Those operational improvements include growth in its career workforce — with better pay and benefits than its pre-career workforce — and the addition of new sorting machines that have more than doubled the volume of packages USPS can deliver during the holidays.
DeJoy said USPS added a surcharge in recent years to reflect higher year-end workforce costs, particularly when the agency faced significant staffing shortages at the height of the COVID-19 pandemic.
“Prior to me being here, we never had an incremental charge,” DeJoy said. “We put it in, because in my experience in the commercial business, when you have to do such exponential, extra work, you should, in fact, charge for it — and we did.”
USPS is relying less on seasonal hiring, after building up its career workforce over the past few years.
Since January 2021, USPS converted 150,000 of its pre-career employees to career positions “bringing both stability and energy from our workforce to succeed in our mission,” DeJoy said.
USPS Chief Retail and Delivery Officer Joshua Colin said USPS is looking to hire rural letter carriers, post office clerks and mail processing plant employees.
“Our continued focus is on retaining the employees that sign up and come on board, and making sure they have a great employee experience, so they stay with us,” Colin said. “Know with confidence that your package will be delivered by a trusted postal carrier who knows the customer on their route.”
Jakki Krage Strako, USPS executive vice president and chief commerce and business solutions officer, said the agency, prior to this new seasonal workforce strategy, would hire tens of thousands of temporary employees each year to meet its holiday season demand.
“Because we’ve done the employee conversions, since we’ve made investments, the number of people we’re going to need to bring on extra this holiday season has decreased dramatically,” Strako said. “If we’re not going to incur a hyper-expense, like we have in past seasons, we had the opportunity to make sure that we were not charging the demand fees, as our competitors call it.”
USPS, she added, expects lower rates will give the agency a “key competitive advantage” winning over a greater share of the holiday package business from private-sector shippers like UPS and FedEx
DeJoy said USPS is building on a new strategy to prepare for the holiday season, one that’s worked well over the past two years. In 2020, before USPS released its 10-year reform plan, he said the agency was ill-equipped to handle demand and saw unacceptable delays in delivery.
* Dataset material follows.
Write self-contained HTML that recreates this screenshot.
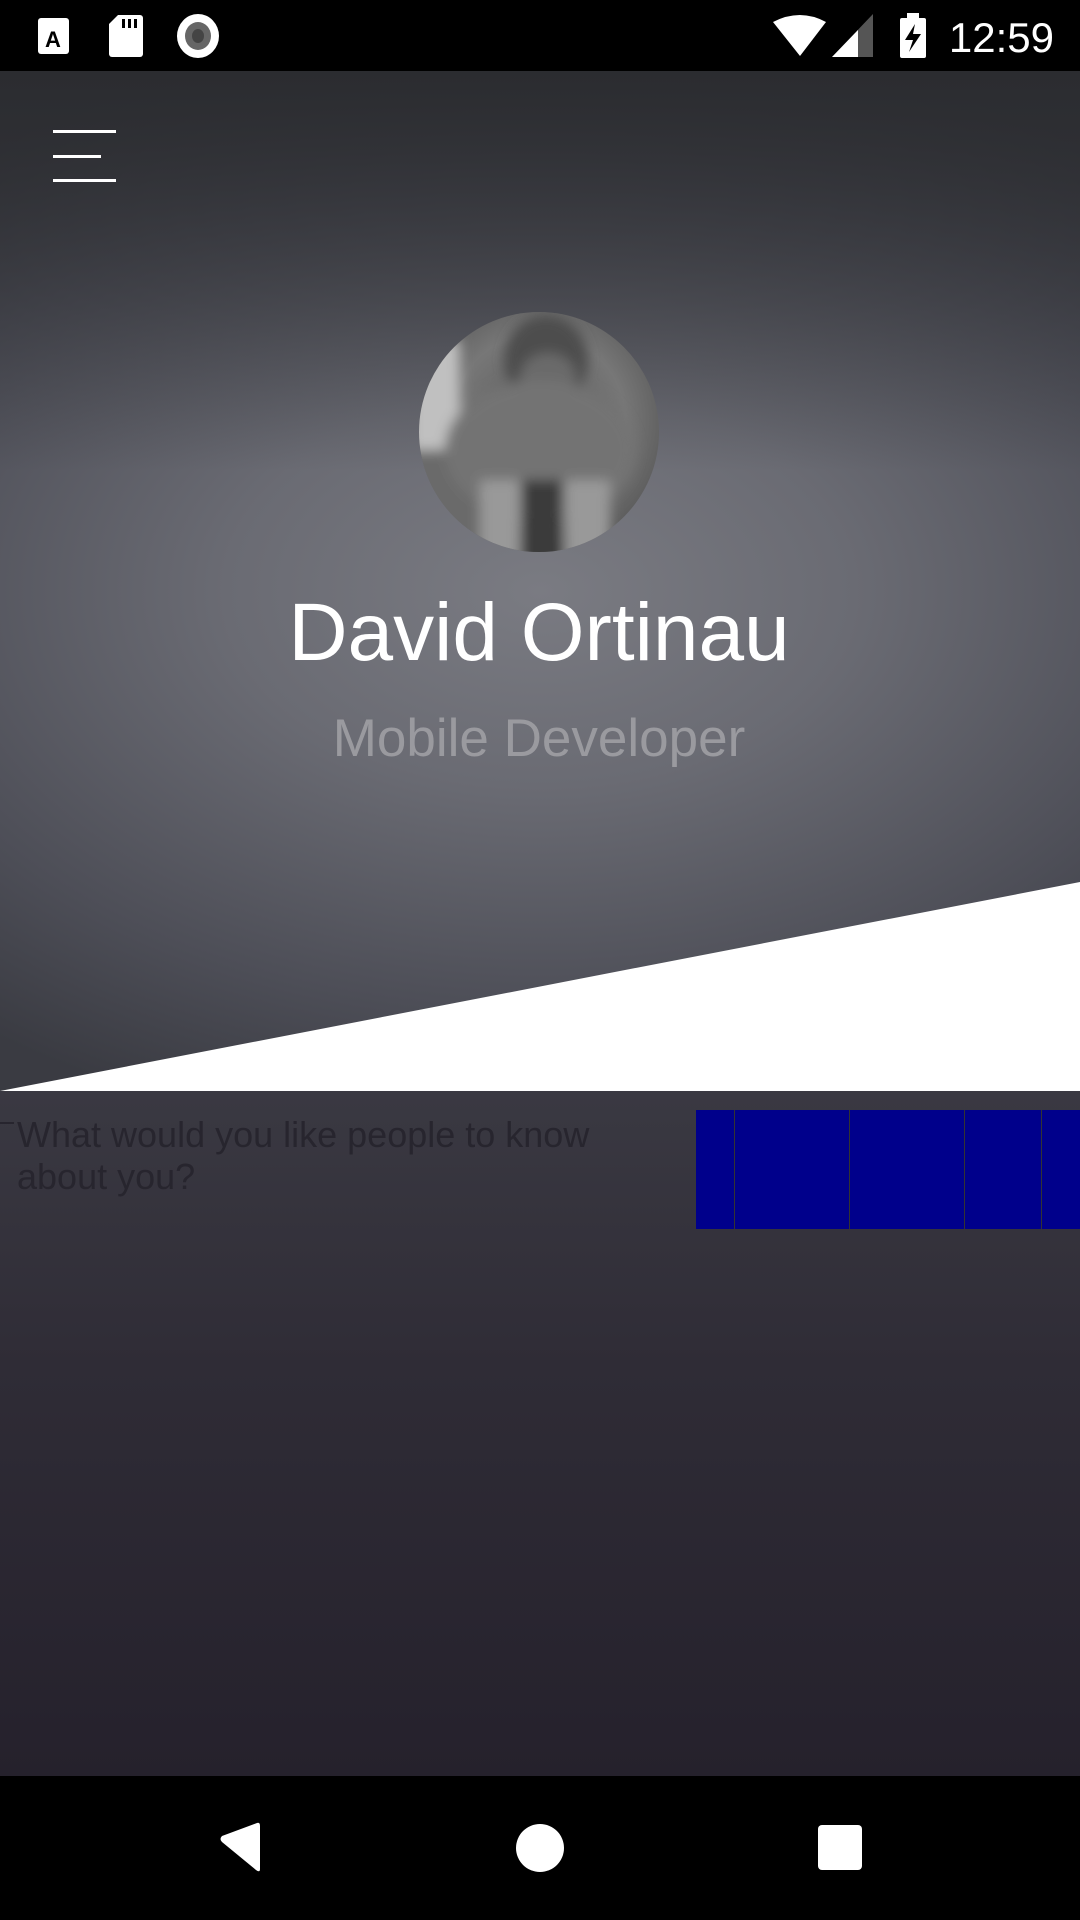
<!DOCTYPE html>
<html><head><meta charset="utf-8"><style>
html,body{margin:0;padding:0;width:1080px;height:1920px;overflow:hidden;background:#000;font-family:"Liberation Sans",sans-serif;}
#top{position:absolute;left:0;top:71px;width:1080px;height:1020px;background:radial-gradient(ellipse 900px 560px at 540px 520px,#7a7b82 0%,#6a6b73 35%,#4d4e57 75%,#3a3b42 100%);}
#top2{position:absolute;left:0;top:71px;width:1080px;height:400px;background:linear-gradient(#2b2c30,rgba(43,44,48,0));}
#bot{position:absolute;left:0;top:1091px;width:1080px;height:685px;background:linear-gradient(#3a3942,#2f2c36 40%,#25212c);}
#nav{position:absolute;left:0;top:1776px;width:1080px;height:144px;background:#000;}
.hl{position:absolute;left:53px;height:3px;background:#fff;}
</style></head><body>
<div id="top"></div><div id="top2"></div>
<svg style="position:absolute;left:0;top:0" width="1080" height="1920">
<polygon points="0,1091 1080,882 1080,1091" fill="#fff"/>
<rect x="38" y="18" width="31" height="36" rx="3" fill="#fff"/>
<text x="53" y="47" font-size="22" font-weight="bold" text-anchor="middle" fill="#000" font-family="Liberation Sans">A</text>
<rect x="109" y="15" width="34" height="42" rx="3" fill="#fff"/>
<polygon points="109,15 118,15 109,24" fill="#000"/>
<rect x="122" y="19" width="3" height="9" fill="#000"/><rect x="128" y="19" width="3" height="9" fill="#000"/><rect x="134" y="19" width="3" height="9" fill="#000"/>
<ellipse cx="198" cy="36" rx="21" ry="22" fill="#fff"/>
<ellipse cx="198" cy="36" rx="13" ry="14" fill="#666"/>
<ellipse cx="198" cy="36" rx="6" ry="7" fill="#444"/>
<path d="M773,22 Q800,8 826,22 L800,56 Z" fill="#fff"/>
<polygon points="832,57 873,14 873,57" fill="#555"/>
<polygon points="832,57 858,30 858,57" fill="#fff"/>
<rect x="900" y="18" width="26" height="40" rx="2" fill="#fff"/><rect x="907" y="13" width="12" height="6" fill="#fff"/>
<polygon points="915,24 905,40 913,40 909,52 921,34 913,34" fill="#000"/>
<text x="1054" y="52" font-size="42" fill="#fff" text-anchor="end" font-family="Liberation Sans">12:59</text>
<defs><clipPath id="c"><circle cx="539" cy="432" r="120"/></clipPath>
<radialGradient id="g" cx="0.5" cy="0.45" r="0.6"><stop offset="0" stop-color="#5a5a5a"/><stop offset="0.6" stop-color="#777"/><stop offset="1" stop-color="#555"/></radialGradient>
<filter id="b"><feGaussianBlur stdDeviation="6"/></filter></defs>
<g clip-path="url(#c)">
<rect x="419" y="312" width="240" height="240" fill="url(#g)"/>
<g filter="url(#b)">
<rect x="410" y="340" width="50" height="140" fill="#c0c0c0"/>
<rect x="410" y="450" width="70" height="112" fill="#6a6a6a"/>
<ellipse cx="546" cy="360" rx="42" ry="45" fill="#4e4e4e"/>
<ellipse cx="548" cy="378" rx="28" ry="25" fill="#6a6a6a"/>
<ellipse cx="540" cy="450" rx="95" ry="70" fill="#737373"/>
<rect x="480" y="480" width="40" height="90" fill="#999"/>
<rect x="565" y="480" width="45" height="90" fill="#999"/>
<rect x="522" y="480" width="40" height="90" fill="#3a3a3a"/>
</g>
</g>
<text x="539" y="660" font-size="82" fill="#fff" text-anchor="middle" font-family="Liberation Sans">David Ortinau</text>
<text x="539" y="756" font-size="53" fill="#9a9a9f" text-anchor="middle" font-family="Liberation Sans">Mobile Developer</text>
</svg>
<div class="hl" style="top:130px;width:63px"></div>
<div class="hl" style="top:155px;width:48px"></div>
<div class="hl" style="top:179px;width:63px"></div>
<div id="bot"></div>
<div style="position:absolute;left:0;top:1122px;width:14px;height:2px;background:#27252e"></div>
<div style="position:absolute;left:17px;top:1114px;width:660px;font-size:36px;line-height:42px;color:#27252e">What would you like people to know about you?</div>
<div style="position:absolute;left:696px;top:1110px;width:384px;height:119px;background:#00008b"></div>
<div style="position:absolute;left:734px;top:1110px;width:1px;height:119px;background:#333"></div>
<div style="position:absolute;left:849px;top:1110px;width:1px;height:119px;background:#333"></div>
<div style="position:absolute;left:964px;top:1110px;width:1px;height:119px;background:#333"></div>
<div style="position:absolute;left:1041px;top:1110px;width:1px;height:119px;background:#333"></div>
<div id="nav"></div>
<svg style="position:absolute;left:0;top:1776px" width="1080" height="144">
<path d="M257,47 Q260,46 260,50 L260,93 Q260,97 256,94 L222,66 Q219,63 222,60 Z" fill="#fff"/>
<circle cx="540" cy="72" r="24" fill="#fff"/>
<rect x="818" y="49" width="44" height="45" rx="4" fill="#fff"/>
</svg>
</body></html>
“We were short on trained people, short on space, short on package processing equipment, short on operating precision, short on effective transportation and short on acceptable service,” DeJoy said. “Over the last two years, we have made remarkable improvements to our operations, as demonstrated by the two successful peak seasons we had in 2021 and 2022.”
DeJoy said USPS is now seeing far fewer calls and complaints about deliveries than it did in 2020 — about a 70% decrease, by some measures.
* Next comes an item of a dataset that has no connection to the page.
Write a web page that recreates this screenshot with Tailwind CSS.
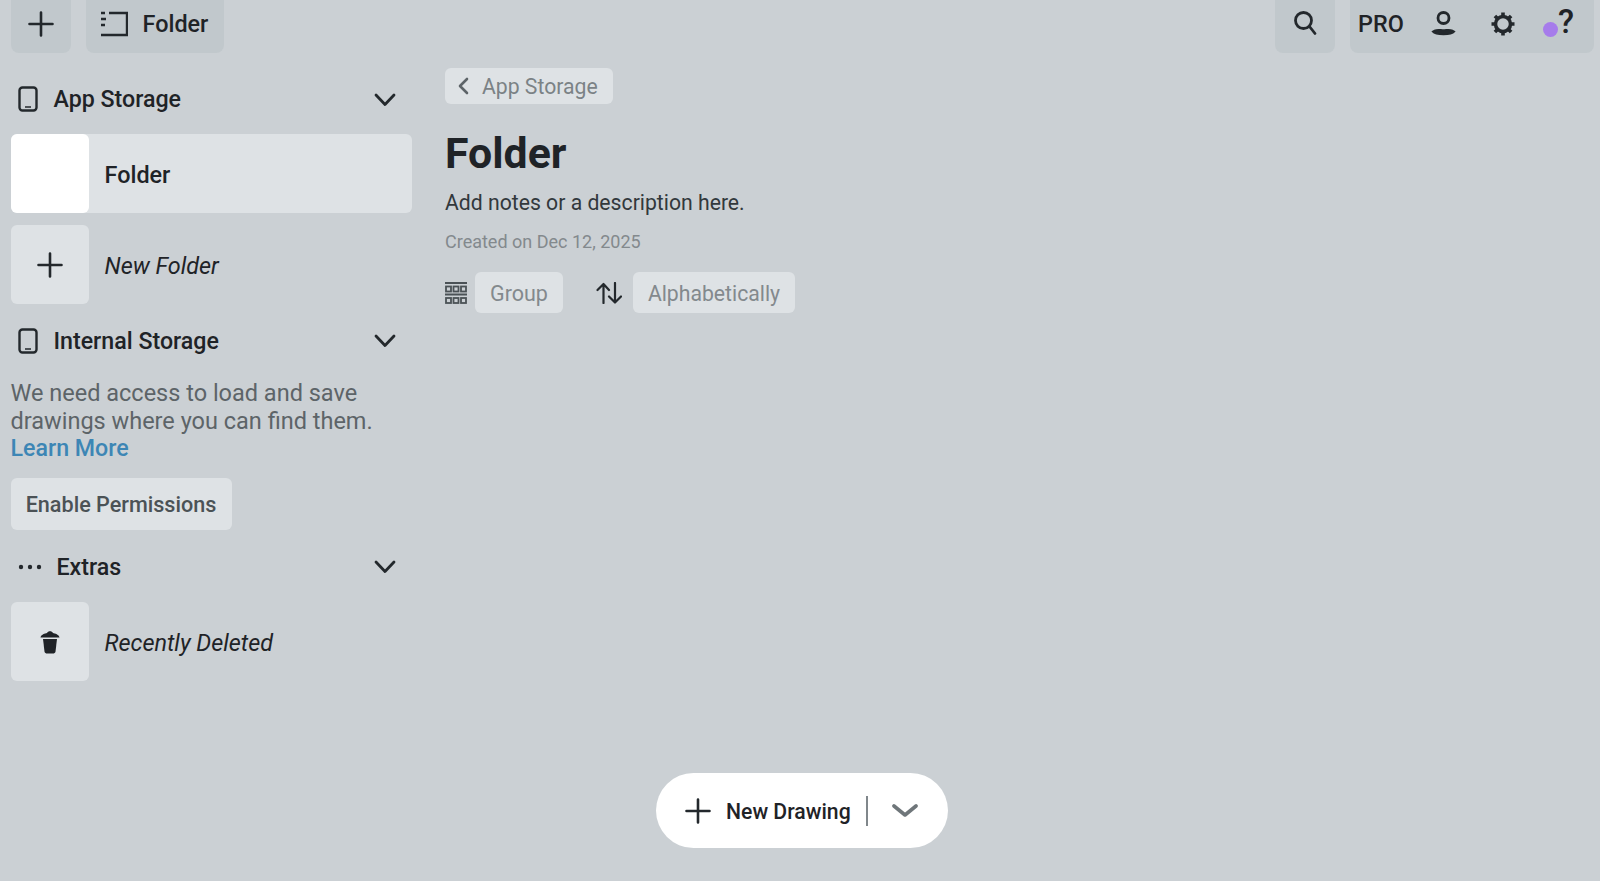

“If you look at 2020, the number of calls was probably three times as many as we’ve seen in the last two years. Each call is not necessarily a complaint. It’s ‘Where’s my package?’ And ‘Where’s my package’ can start before we even have been tendered the package. But in any case, all of those have come down significantly.”
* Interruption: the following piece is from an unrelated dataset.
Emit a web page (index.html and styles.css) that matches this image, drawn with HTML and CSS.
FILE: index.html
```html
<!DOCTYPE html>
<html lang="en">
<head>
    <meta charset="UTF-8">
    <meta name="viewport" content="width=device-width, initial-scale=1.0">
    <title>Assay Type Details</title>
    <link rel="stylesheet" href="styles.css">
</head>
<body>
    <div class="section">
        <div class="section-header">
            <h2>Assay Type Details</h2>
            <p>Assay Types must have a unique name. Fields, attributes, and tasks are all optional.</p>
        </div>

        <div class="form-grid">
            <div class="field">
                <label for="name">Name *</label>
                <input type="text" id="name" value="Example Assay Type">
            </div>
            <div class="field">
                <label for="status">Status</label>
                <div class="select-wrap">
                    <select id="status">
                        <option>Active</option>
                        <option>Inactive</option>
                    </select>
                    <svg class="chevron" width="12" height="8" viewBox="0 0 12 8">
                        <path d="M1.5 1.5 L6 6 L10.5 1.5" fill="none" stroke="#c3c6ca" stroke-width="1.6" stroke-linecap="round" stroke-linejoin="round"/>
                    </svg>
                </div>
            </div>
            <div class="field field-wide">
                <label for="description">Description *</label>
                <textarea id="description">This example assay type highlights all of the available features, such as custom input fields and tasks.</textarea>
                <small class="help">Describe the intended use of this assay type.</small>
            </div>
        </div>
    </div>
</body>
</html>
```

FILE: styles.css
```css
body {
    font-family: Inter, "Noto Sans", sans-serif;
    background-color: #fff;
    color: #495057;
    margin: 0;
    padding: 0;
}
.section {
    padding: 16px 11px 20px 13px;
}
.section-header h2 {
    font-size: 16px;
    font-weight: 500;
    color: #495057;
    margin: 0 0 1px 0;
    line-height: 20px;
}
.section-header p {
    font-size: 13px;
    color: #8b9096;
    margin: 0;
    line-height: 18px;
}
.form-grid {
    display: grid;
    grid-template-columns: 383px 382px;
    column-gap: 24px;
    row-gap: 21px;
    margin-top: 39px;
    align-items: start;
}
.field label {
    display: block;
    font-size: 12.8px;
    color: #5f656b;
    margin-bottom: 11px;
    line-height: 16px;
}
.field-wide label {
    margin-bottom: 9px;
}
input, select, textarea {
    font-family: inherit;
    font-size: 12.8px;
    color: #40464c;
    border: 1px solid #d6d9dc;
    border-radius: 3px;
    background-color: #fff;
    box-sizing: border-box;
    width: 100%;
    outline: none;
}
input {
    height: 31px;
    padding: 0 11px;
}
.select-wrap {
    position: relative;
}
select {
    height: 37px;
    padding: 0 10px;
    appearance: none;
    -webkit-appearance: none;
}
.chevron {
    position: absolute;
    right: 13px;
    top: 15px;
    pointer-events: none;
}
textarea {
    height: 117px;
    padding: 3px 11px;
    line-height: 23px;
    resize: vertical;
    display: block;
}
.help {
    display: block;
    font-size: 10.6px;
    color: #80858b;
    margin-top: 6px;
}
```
However, it remains unclear if USPS will see a higher package volume than last year’s peak season.
“That would be a prediction I do not want to make, but I pray for it,” DeJoy said. “We’ve seen our volume really start to pick up [and] run ahead of last year’s demand. I don’t suspect it would be much more, because last year was a pretty decent amount of volume, but I think we can run ahead.”
“Long-term, I’m very confident we will see an increase in volume. How it reflects in peak. I’m hopeful that we see more and more volume, but we will operate more precisely and more cost-effectively this peak,” he added.